1. A contactless payment system comprising:
a processor configured to receive consumer information,
a tangible, non-transitory memory configured to communicate with the processor,
the tangible, non-transitory memory having instructions stored thereon that, in response to execution by the processor, cause the processor to perform operations comprising:
initiating, by the contactless payment system, an online transaction based on a consumer selection;
receiving, by the contactless payment system and from a contactless device, the consumer information, wherein the consumer information provides at least one of shipping information, account information, and billing information for completing the online transaction; and
populating, by the contactless payment system, a check-out screen with consumer information from the contactless device,
wherein the consumer confirms the online transaction and associated information.
2. The contactless payment system of claim 1, wherein the consumer information includes a unique identifier associated with the contactless device.
3. The contactless payment system of claim 2, wherein contactless device is a mobile phone and wherein the unique identifier is a phone number of the mobile phone.
4. The contactless payment system of claim 1, wherein the consumer information includes at least one rotating number.
5. The contactless payment system of claim 1, wherein the contactless device provides the consumer information to the computer-based system for pre-populating the merchant website.
6. The contactless payment system of claim 1, wherein the contactless device stores various consumer information, and wherein a selection of the various consumer information is provided to the computer-based system in response to a gesture formation of the contactless device when in proximity to the reader.
7. The contactless payment system of claim 6, wherein the gesture formation is in the form of a shape, and wherein specific shapes correspond to specific consumer information.
8. The contactless payment system of claim 1, wherein the contactless device is capable of transmitting the consumer information to the reader in response to voice activation of the contactless device.
9. The contactless payment system of claim 8, wherein voice activation is based on phrases, and wherein a first phrase corresponds to a first set of consumer information, and wherein a second phrase corresponds to a second set of consumer information.
10. A method comprising:
initiating, at a computer-based system configured to receive consumer information, an online transaction based on a consumer selection;
receiving, by the computer-based system and from a contactless device, the consumer information, wherein the consumer information provides at least one of shipping information, account information, and billing information for completing the online transaction; and
populating, by the computer-based system, a check-out screen with consumer information from the contactless device,
wherein the consumer confirms the online transaction and associated information.

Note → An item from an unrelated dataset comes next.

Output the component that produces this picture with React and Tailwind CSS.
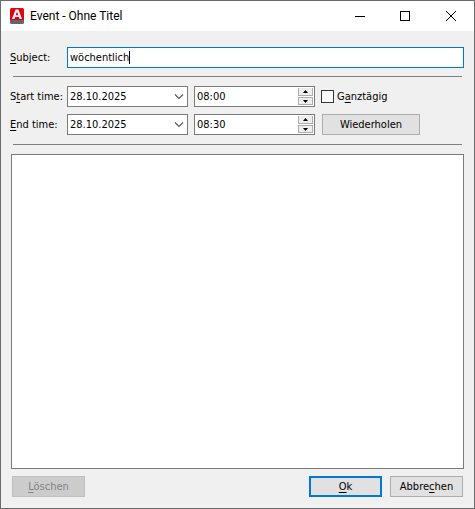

11. The method of claim 10 further comprising:
submitting, by the computer-based system, the online transaction to an authorization system for processing using business as usual standards; and
receiving, at the computer-based system, confirmation that the online transaction is approved by the authorization system.
12. The method of claim 10, wherein the consumer information includes a rotating security number.
13. The method of claim 10, wherein the transmitting from the contactless device comprises transmitting using near-field communication protocols.
14. The method of claim 10, wherein the contactless device stores various consumer information, and wherein a selection of the various consumer information is provided to the computer-based system in response to a gesture formation of contactless device when in proximity to a reader of the computer-based system.
15. A method comprising:
generating, by a computer-based system configured to receive account information, an online transaction order based on input from a consumer;
receiving, at a contactless-enabled device of the computer-based system, the account information from a radio frequency device; and
populating, by the computer-based system, the account information into the online transaction order.
16. The method of claim 15, further comprising:
receiving, at the computer-based system, confirmation of the online transaction order in response to a consumer approval; and
transmitting, by the computer-based system, the online transaction order to an authorization system for processing the transaction under business as usual standards.
17. The method of claim 15, wherein the radio frequency device is at least one of a transponder, a mobile phone, a smart phone, or a fob.
18. The method of claim 15, wherein contactless-enabled device is at least one of a desktop computer, a laptop computer, a tablet computer, a notebook computer, a mobile phone, or a smart phone.
19. The method of claim 15, wherein the radio frequency device is enabled for transmitting the account information to the contactless-enabled device in response to voice activation of the radio frequency device.
20. The method of claim 19, wherein voice activation is based on phrases, and wherein a first phrase corresponds to a first set of account information, and wherein a second phrase corresponds to a second set of account information.